Hell, the exam has no validity whatsoever as proven by Noel Wilson in his seminal dissertation that has never been refuted nor rebutted “Educational Standards and the Problem of Error” found at: http://epaa.asu.edu/ojs/article/view/577/700
Ay ay ay!
You and I know that, but most people do not.
And what you or I say matters not, at any rate.
But when Coleman’s own “experts” raise doubts about the validity of their own tests, it is very likely to have an impact on College Board’s bottom line.
Coleman must be frantic to get people like Camera to shut up.
As an Oregonian, I’m unfortunately torn here.

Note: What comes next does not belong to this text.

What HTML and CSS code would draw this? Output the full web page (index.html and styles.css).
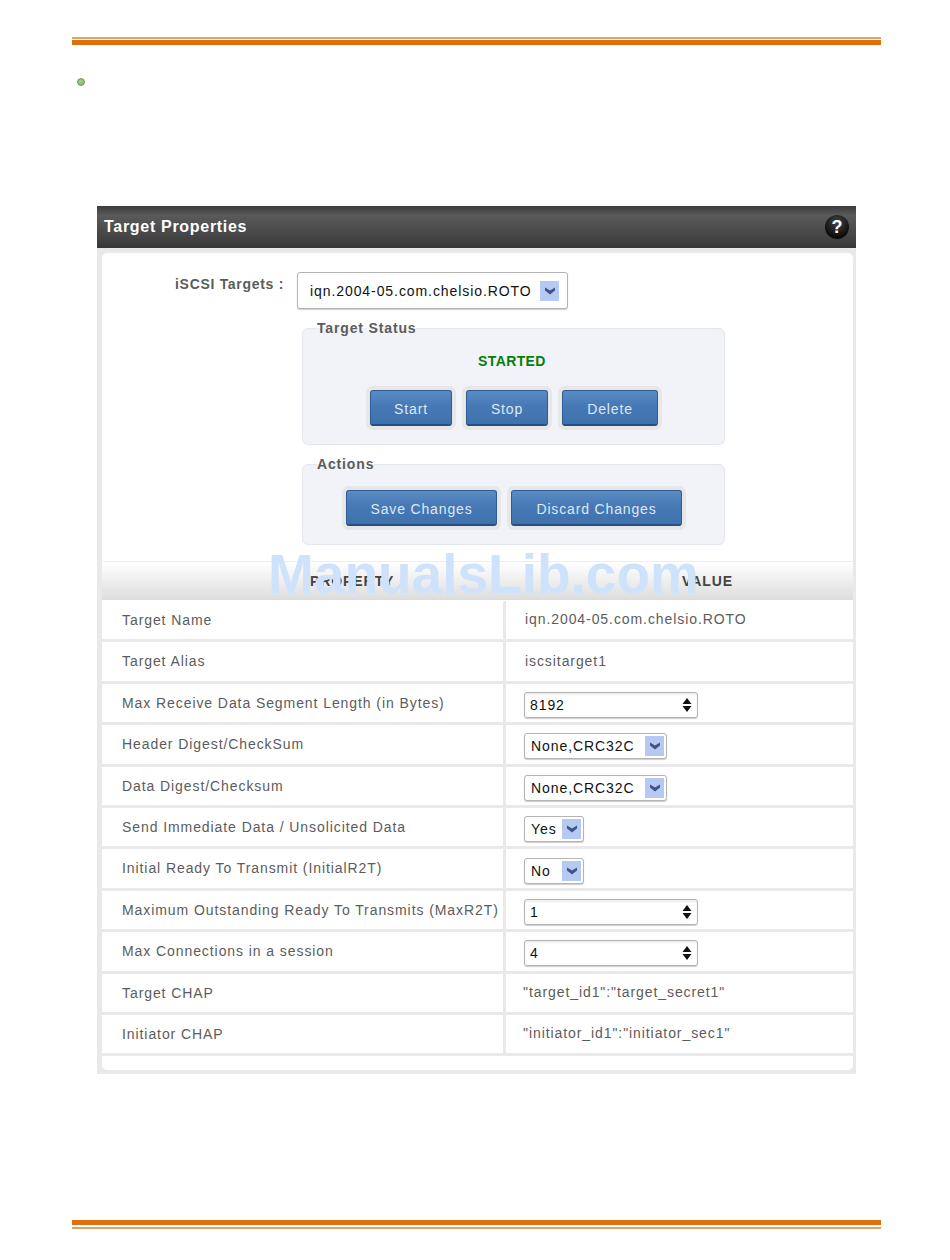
FILE: index.html
```html
<!DOCTYPE html>
<html>
<head>
    <title>Target Properties</title>
    <link rel="stylesheet" href="styles.css">
</head>
<body>
    <div class="page">
        <div class="rule rule-top"></div>
        <div class="bullet"></div>

        <div class="panel">
            <div class="panel-header">
                <h1>Target Properties</h1>
                <span class="help">?</span>
            </div>
            <div class="panel-body">
                <div class="target-row">
                    <label>iSCSI Targets :</label>
                    <div class="select select-large">
                        <span>iqn.2004-05.com.chelsio.ROTO</span>
                        <i class="drop"><svg width="12" height="8" viewBox="0 0 12 8"><path d="M1 0.5L6 3.5L11 0.5V3.5L6 7.5L1 3.5Z" fill="#3c5488"/></svg></i>
                    </div>
                </div>

                <fieldset class="group">
                    <legend>Target Status</legend>
                    <div class="status">STARTED</div>
                    <div class="buttons buttons-status">
                        <button class="btn btn-start">Start</button>
                        <button class="btn btn-stop">Stop</button>
                        <button class="btn btn-delete">Delete</button>
                    </div>
                </fieldset>

                <fieldset class="group group-actions">
                    <legend>Actions</legend>
                    <div class="buttons buttons-actions">
                        <button class="btn btn-save">Save Changes</button>
                        <button class="btn btn-discard">Discard Changes</button>
                    </div>
                </fieldset>

                <div class="table-head">
                    <div class="head-prop">PROPERTY</div>
                    <div class="head-value">VALUE</div>
                </div>

                <div class="row"><div class="key">Target Name</div><div class="val">iqn.2004-05.com.chelsio.ROTO</div></div>
                <div class="row"><div class="key">Target Alias</div><div class="val">iscsitarget1</div></div>
                <div class="row"><div class="key">Max Receive Data Segment Length (in Bytes)</div><div class="val val-form">
                    <div class="spin"><span>8192</span><svg width="12" height="16" viewBox="0 0 12 16"><path d="M6 1L10.5 7H1.5ZM1.5 9H10.5L6 15Z" fill="#111"/></svg></div>
                </div></div>
                <div class="row"><div class="key">Header Digest/CheckSum</div><div class="val val-form">
                    <div class="select select-wide"><span>None,CRC32C</span><i class="drop"><svg width="12" height="8" viewBox="0 0 12 8"><path d="M1 0.5L6 3.5L11 0.5V3.5L6 7.5L1 3.5Z" fill="#3c5488"/></svg></i></div>
                </div></div>
                <div class="row"><div class="key">Data Digest/Checksum</div><div class="val val-form">
                    <div class="select select-wide"><span>None,CRC32C</span><i class="drop"><svg width="12" height="8" viewBox="0 0 12 8"><path d="M1 0.5L6 3.5L11 0.5V3.5L6 7.5L1 3.5Z" fill="#3c5488"/></svg></i></div>
                </div></div>
                <div class="row"><div class="key">Send Immediate Data / Unsolicited Data</div><div class="val val-form">
                    <div class="select select-small"><span>Yes</span><i class="drop"><svg width="12" height="8" viewBox="0 0 12 8"><path d="M1 0.5L6 3.5L11 0.5V3.5L6 7.5L1 3.5Z" fill="#3c5488"/></svg></i></div>
                </div></div>
                <div class="row"><div class="key">Initial Ready To Transmit (InitialR2T)</div><div class="val val-form">
                    <div class="select select-small"><span>No</span><i class="drop"><svg width="12" height="8" viewBox="0 0 12 8"><path d="M1 0.5L6 3.5L11 0.5V3.5L6 7.5L1 3.5Z" fill="#3c5488"/></svg></i></div>
                </div></div>
                <div class="row"><div class="key">Maximum Outstanding Ready To Transmits (MaxR2T)</div><div class="val val-form">
                    <div class="spin"><span>1</span><svg width="12" height="16" viewBox="0 0 12 16"><path d="M6 1L10.5 7H1.5ZM1.5 9H10.5L6 15Z" fill="#111"/></svg></div>
                </div></div>
                <div class="row"><div class="key">Max Connections in a session</div><div class="val val-form">
                    <div class="spin"><span>4</span><svg width="12" height="16" viewBox="0 0 12 16"><path d="M6 1L10.5 7H1.5ZM1.5 9H10.5L6 15Z" fill="#111"/></svg></div>
                </div></div>
                <div class="row"><div class="key">Target CHAP</div><div class="val val-chap">"target_id1":"target_secret1"</div></div>
                <div class="row"><div class="key">Initiator CHAP</div><div class="val val-chap">"initiator_id1":"initiator_sec1"</div></div>
            </div>
        </div>

        <div class="rule rule-bottom"></div>
        <div class="watermark">ManualsLib.com</div>
    </div>
</body>
</html>
```
FILE: styles.css
```css
* {
    box-sizing: border-box;
}
body {
    margin: 0;
    background-color: #fff;
    font-family: "Liberation Sans", Arial, sans-serif;
    font-size: 14px;
    color: #5c5c5c;
    letter-spacing: 0.92px;
}
.page {
    position: relative;
    width: 950px;
    height: 1260px;
    padding: 37px 69px 0 72px;
}
.rule {
    height: 8px;
    border-top: 2px solid #dda468;
    background-color: #e0700f;
}
.rule-top {
    background-clip: padding-box;
    border-bottom: 0;
    height: 8px;
    box-shadow: inset 0 1px 0 #fff;
}
.rule-bottom {
    height: 9px;
    margin-top: 146px;
    border-top: 0;
    border-bottom: 2px solid #d8a56c;
    background-clip: padding-box;
    box-shadow: inset 0 -2px 0 #fff;
}
.bullet {
    width: 8px;
    height: 8px;
    margin: 33px 0 0 5px;
    border-radius: 50%;
    background: radial-gradient(circle at 45% 40%, #a8cf8a, #7fae62);
    border: 1px solid #6f9a58;
}
.panel {
    width: 759px;
    margin: 120px 0 0 25px;
    background-color: #e9e9e9;
    padding-bottom: 4px;
}
.panel-header {
    height: 42px;
    padding: 0 7px;
    display: flex;
    align-items: center;
    justify-content: space-between;
    background: linear-gradient(#3c3c3c 0%, #5a5a5a 22%, #3d3d3d 90%, #353535 100%);
}
.panel-header h1 {
    margin: 0;
    font-size: 16px;
    font-weight: bold;
    color: #fff;
    letter-spacing: 0.7px;
}
.help {
    width: 24px;
    height: 24px;
    border-radius: 50%;
    background: radial-gradient(circle at 50% 30%, #444, #0c0c0c 70%);
    color: #fff;
    font-size: 18px;
    font-weight: bold;
    line-height: 24px;
    text-align: center;
    letter-spacing: 0;
}
.panel-body {
    width: 751px;
    height: 817px;
    margin: 5px 0 0 5px;
    padding-top: 19px;
    background-color: #fff;
    border-radius: 5px;
    overflow: hidden;
}
.target-row {
    display: flex;
    gap: 14px;
    padding-left: 73px;
}
.target-row label {
    width: 108px;
    margin-top: 2px;
    font-weight: bold;
    line-height: 20px;
    letter-spacing: 0.7px;
    white-space: nowrap;
}
.select {
    display: flex;
    align-items: center;
    justify-content: space-between;
    height: 26px;
    padding: 0 2px 0 6px;
    background-color: #fff;
    border: 1px solid #b4b4b4;
    border-radius: 3px;
    box-shadow: 0 1px 1px #ccc;
    color: #111;
}
.select-large {
    width: 271px;
    height: 37px;
    padding: 0 8px 0 12px;
}
.select-wide {
    width: 143px;
}
.select-small {
    width: 60px;
}
.drop {
    display: flex;
    align-items: center;
    justify-content: center;
    width: 19px;
    height: 20px;
    background-color: #b5c9f2;
}
.group {
    width: 423px;
    margin: 11px 0 0 200px;
    padding: 0 0 0 14px;
    background-color: #f1f3f8;
    border: 1px solid #e4e7ee;
    border-radius: 6px;
}
.group legend {
    padding: 0;
    font-weight: bold;
    line-height: 16px;
    letter-spacing: 0.85px;
}
.group-actions {
    margin-top: 11px;
}
.status {
    margin: 17px 0 0 161px;
    font-weight: bold;
    line-height: 16px;
    color: #0a7d0a;
    letter-spacing: 0.4px;
}
.buttons {
    display: flex;
    gap: 14px;
}
.buttons-status {
    margin: 21px 0 18px 53px;
}
.buttons-actions {
    margin: 18px 0 18px 29px;
}
.btn {
    height: 36px;
    padding: 2px 0 0;
    font-family: inherit;
    font-size: 14px;
    letter-spacing: 0.85px;
    color: #dfe8f3;
    background: linear-gradient(#5a8bc4, #4679b5 45%, #3f72ad);
    border: 1px solid #2f5c93;
    border-bottom: 2px solid #274e80;
    border-radius: 3px;
    box-shadow: 0 0 0 4px #e7e7e7;
}
.btn-start, .btn-stop {
    width: 82px;
}
.btn-delete {
    width: 96px;
}
.btn-save {
    width: 151px;
}
.btn-discard {
    width: 171px;
}
.table-head {
    display: grid;
    grid-template-columns: 401px 1fr;
    height: 39px;
    margin: 16px 0 1px;
    font-weight: bold;
    line-height: 39px;
    background: linear-gradient(#fff, #dedede);
    border-top: 1px solid #eee;
    border-bottom: 1px solid #ddd;
    color: #444;
}
.head-prop {
    padding-left: 208px;
}
.head-value {
    padding-left: 179px;
}
.row {
    display: grid;
    grid-template-columns: 401px 1fr;
    height: 41.4px;
    border-bottom: 3px solid #e9e9e9;
}
.key {
    padding: 9px 0 0 20px;
    line-height: 20px;
    white-space: nowrap;
}
.val {
    display: flex;
    align-items: center;
    padding: 0 0 2px 19px;
    border-left: 3px solid #e9e9e9;
    white-space: nowrap;
}
.val-form {
    padding: 4px 0 0 18px;
}
.val-chap {
    padding-left: 17px;
}
.spin {
    display: flex;
    align-items: center;
    justify-content: space-between;
    width: 174px;
    height: 26px;
    padding: 0 4px 0 5px;
    border: 1px solid #b4b4b4;
    border-radius: 3px;
    box-shadow: inset 0 2px 2px #eee, 0 1px 1px #ccc;
    color: #111;
}
.watermark {
    position: absolute;
    left: 268px;
    top: 543px;
    font-size: 55px;
    font-weight: bold;
    line-height: 63px;
    letter-spacing: 0;
    color: #cfe2fb;
    white-space: nowrap;
}
```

We used to waste 3 entire days for the entire school on SBAC – because arranging testing space and computers took over all grades 9-12. So it’s great to reduce from 3 days to 1.
Unfortunately, I concur with all the comments about this test – especially: It’s a college entry exam and should NOT be used to determine High School graduation.
Here in Oregon, our education department has a perfect storm: They have a single set of grad requirements (one size fits all – except special ed) AND now it relies on college entry. And guess what? We have a bad graduation rate…because they’ve manufactured it to be bad.
States with high graduation rates generally have several options for getting a diploma and those options reflect the many types of kids and types of living situations for those kids.
Instead, the Oregon Department of Education takes steps like this to ensure they are able to leverage continual crisis to continue to impose their own programs – and take all initiative out of the hands of districts and teachers.
Perhaps that would be okay if ODE was wise. But from the top down, their skilled educational bureaucrats – and that’s a pejorative term in their case.